Vor inzwischen drei Wochen ist es mir gelungen, die zuständige Mitarbeiterin des Jugendamtes telefonisch zu erreichen. Sehr lange habe ich mit Marie und auch mit Maries Eltern darüber gesprochen, ob wir diesen Kontakt suchen sollten. Maries Eltern fanden, wir sollten das unbedingt tun. Die Mitarbeiterin war gleich sehr freundlich und meine Befürchtung, sie würde mich gleich mit ihrer Schweigepflicht konfrontieren, war unbegründet. Sie erzählte zwar nichts über Helena, aber ich schilderte ihr meinen Eindruck und bat an, dass Helena gerne für ein Wochenende oder auch mal für eine Woche zu uns kommen könnte, um mal aus der Situation herauszukommen. Je nach Erfolg vielleicht auch mehrmals, vielleicht auch regelmäßig einmal pro Monat.

„Wären Sie denn grundsätzlich bereit, Helena als Pflegekind aufzunehmen? Soll das eine Art Probewohnen werden?“ – „Marie und ich führen keine Beziehung, sind beide voll berufstätig. Für ein dauerhaftes
Pflegeverhältnis sind wir eher nicht die richtige Wahl. Aber vielleicht für einen monatlichen Lichtblick, etwas Positives, mal raus kommen.“

Ich zweifelte einen Moment, ob die Dame sich überhaupt mit solchen Dingen beschäftigen wollte und konnte. Aber sie war sofort sehr angetan.
Meine Befürchtung, die Pflegeeltern könnten dem nicht zustimmen, zerstreute sie: „Das Sorgerecht liegt nicht bei den Pflegeeltern.“ – In der letzten Woche rief mich die Mitarbeiterin zurück. Man habe mit Helena gesprochen und sie würde sehr gerne und am liebsten sofort für ein Wochenende zu uns kommen. In den Schulferien sei das auch kein Problem. Wir müssten jedoch zustimmen, dass sich das örtliche Jugendamt zunächst ein Bild von unseren Lebensverhältnissen macht. Also einen Hausbesuch veranstaltet. Und es müsse sichergestellt sein, dass Helena ihre Medizin bekomme. Das sei etwas kompliziert. Ich sagte: „Wenn Sie nur den Diabetes meinen, das bekomme wir wohl zusammen hin.“ – Ich erwähnte, welchen Beruf ich ausübe.

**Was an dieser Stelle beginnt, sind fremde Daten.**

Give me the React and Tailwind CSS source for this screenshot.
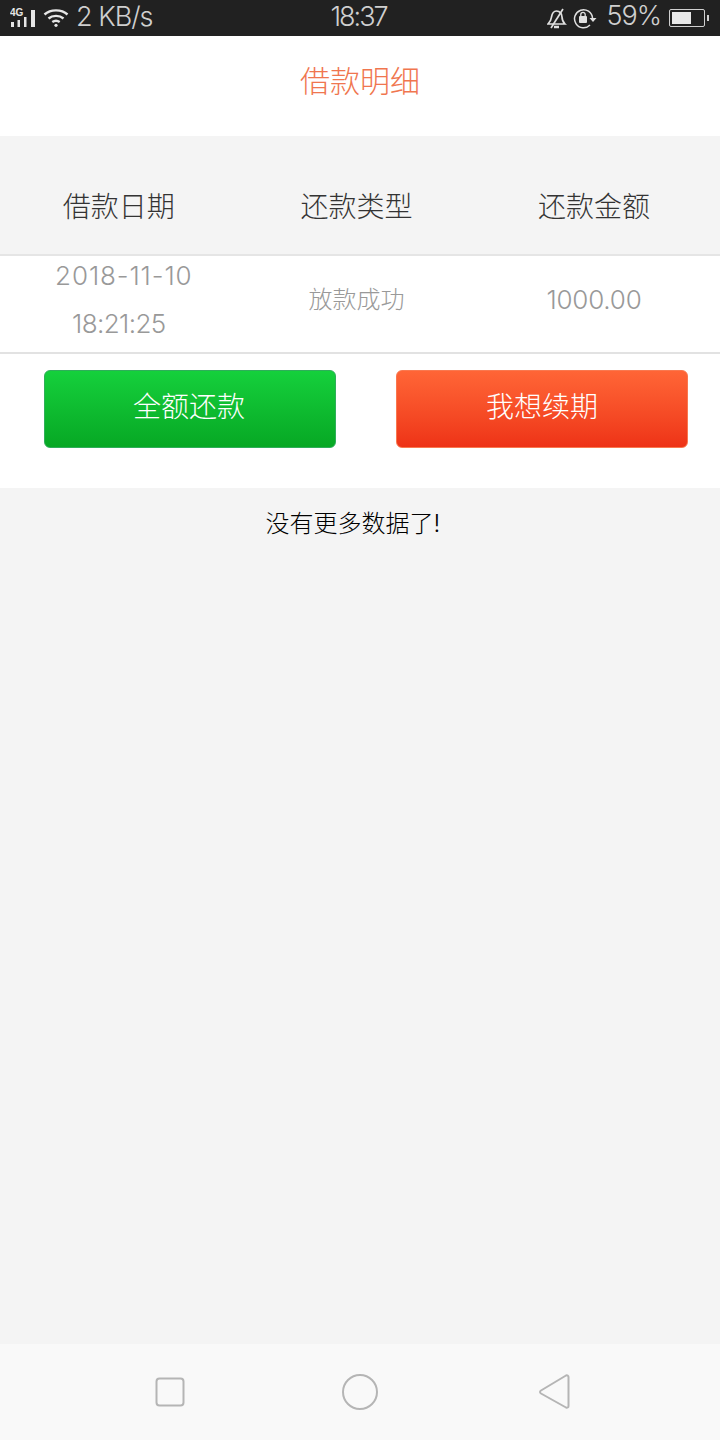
const cjk = "font-['Inter','Noto_Sans_CJK_SC',sans-serif] font-light";

function StatusBar() {
  return (
    <div className="flex h-9 items-center bg-[#212121] text-[#cfcfcf]">
      <div className="flex w-[240px] items-center pl-[10px]">
        <svg width="28" height="24" viewBox="0 0 28 24" className="mr-[5px]" fill="#e6e6e6">
          <text x="0" y="10" fontSize="10" fontWeight="700" fontFamily="Liberation Sans">4G</text>
          <rect x="1" y="16" width="3" height="5" />
          <rect x="7.500" y="14" width="2.500" height="7" />
          <rect x="14" y="11" width="2.500" height="10" />
          <rect x="21" y="4" width="4" height="17" />
        </svg>
        <svg width="26" height="20" viewBox="0 0 26 20" fill="none" stroke="#e6e6e6" strokeWidth="2.400">
          <path d="M1.500 6.500C7.500 1 18.500 1 24.500 6.500" />
          <path d="M5.500 10.500C9.500 7 16.500 7 20.500 10.500" />
          <path d="M9.300 14C11.500 12.400 14.500 12.400 16.700 14" />
          <circle cx="13" cy="17.300" r="1.600" fill="#e6e6e6" stroke="none" />
        </svg>
        <span className="mb-[3px] ml-[7px] font-['Inter',sans-serif] text-[27px] leading-[30px] font-light tracking-[-1px]">2 KB/s</span>
      </div>
      <div className="mb-[3px] w-[240px] pr-[3px] text-center font-['Inter',sans-serif] text-[27px] leading-[30px] font-light tracking-[-2px]">18:37</div>
      <div className="flex flex-1 items-center justify-end pr-[11px]">
        <svg width="20" height="22" viewBox="0 0 20 22" fill="none" stroke="#e0e0e0" strokeWidth="1.700" className="mr-[6px]">
          <path d="M1 17h17c-2-2-3-3.500-3-7 0-3-2-6-5.500-6S5 7 4.500 10c-.3 3-1.500 5-3.500 7Z" />
          <path d="M16 2 4 21" />
          <path d="M7 20h5" strokeWidth="2.500" />
        </svg>
        <svg width="24" height="22" viewBox="0 0 24 22" fill="none" stroke="#e0e0e0" strokeWidth="1.500" className="mr-[9px]">
          <path d="M19.500 11a9 9 0 1 0-2.500 7" />
          <path d="M16.500 11h7l-3.500 4Z" fill="#e0e0e0" stroke="none" />
          <rect x="6" y="9" width="8" height="7" rx="1" fill="#e0e0e0" stroke="none" />
          <path d="M7.800 9V7.500a2.200 2.200 0 0 1 4.400 0V9" strokeWidth="1.300" />
        </svg>
        <span className="mr-[8px] mb-[5px] font-['Inter',sans-serif] text-[27px] leading-[30px] font-light tracking-[-1px]">59%</span>
        <div className="flex h-[18px] w-[36px] items-center rounded-[2px] border border-[#d0d0d0] p-[2px]">
          <div className="h-full w-[19px] bg-[#e8e8e8]" />
        </div>
        <div className="ml-[2px] h-[6px] w-[2px] bg-[#d0d0d0]" />
      </div>
    </div>
  );
}

function Cell({ children }) {
  return <div className="w-[33%] text-center">{children}</div>;
}

export default function App() {
  return (
    <div className={`flex h-[1440px] w-[720px] flex-col overflow-hidden bg-[#f4f4f4] ${cjk}`}>
      <StatusBar />
      <div className="flex h-[100px] items-center justify-center bg-white pb-[10px] text-[30px] text-[#f0764f]">借款明细</div>
      <div className="flex h-[120px] items-center border-b-2 border-[#e5e5e5] pt-[24px] text-[28px] text-[#333333]">
        <Cell>借款日期</Cell>
        <Cell>还款类型</Cell>
        <Cell>还款金额</Cell>
      </div>
      <div className="flex h-[98px] items-center border-b-2 border-[#e2e2e2] bg-white pb-[9px] text-[#999999]">
        <Cell>
          <div className="pl-[10px] text-[26px] leading-[48px] tracking-[0.9px]">2018-11-10</div>
          <div className="text-[26px] leading-[48px] tracking-[-0.6px]">18:21:25</div>
        </Cell>
        <Cell><span className="text-[24px]">放款成功</span></Cell>
        <Cell><span className="text-[26px] tracking-[-0.2px]">1000.00</span></Cell>
      </div>
      <div className="flex h-[134px] justify-between bg-white pt-[16px] pr-[32px] pl-[44px]">
        <div className="flex h-[78px] w-[292px] items-center justify-center rounded-[6px] border border-[#2fae5a] bg-linear-to-b from-[#15d03c] to-[#07a824] pr-[2px] pb-[4px] text-[28px] text-white">全额还款</div>
        <div className="flex h-[78px] w-[292px] items-center justify-center rounded-[6px] border border-[#f9784f] bg-linear-to-b from-[#ff6536] to-[#ee3216] pb-[4px] text-[28px] text-white">我想续期</div>
      </div>
      <div className="flex h-[72px] items-center justify-center pr-[14px] text-[24px] text-black">没有更多数据了!</div>
      <div className="flex-1" />
      <div className="flex h-[96px] items-center bg-[#f9f9f9] pb-[1px] pl-[155px]">
        <svg width="30" height="30" viewBox="0 0 30 30" fill="none" stroke="#b5b5b5" strokeWidth="2" className="mr-[157px]">
          <rect x="1.500" y="1.500" width="27" height="27" rx="3" />
        </svg>
        <svg width="36" height="36" viewBox="0 0 36 36" fill="none" stroke="#b5b5b5" strokeWidth="2" className="mr-[160px]">
          <circle cx="18" cy="18" r="17" />
        </svg>
        <svg width="32" height="36" viewBox="0 0 32 36" fill="none" stroke="#b5b5b5" strokeWidth="2" strokeLinejoin="round">
          <path d="M28 1.500c1.300-.6 2.500.2 2.500 1.500v29c0 1.400-1.300 2.100-2.500 1.500L3 19.500c-1.300-.8-1.300-2.200 0-3Z" />
        </svg>
      </div>
    </div>
  );
}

Der Hausbesuch war heute morgen. Helena darf am Wochenende zu uns. Man habe keine Bedenken und begrüße unsere Idee ausdrücklich. Nur ich weiß derzeit, wie gesagt, wirklich nicht, ob ich Helena einen Gefallen tue, oder ihr einen Bärendienst erweise, wenn ich mich um sie ein wenig kümmere. Aber wer nicht wagt, der nicht gewinnt. Ich wünsche mir, dass Marie und ich ihr helfen können. Wir werden sie am Freitagabend mit dem Auto von ihrem Zuhause abholen. Es sind knapp über 100 Kilometer pro Strecke.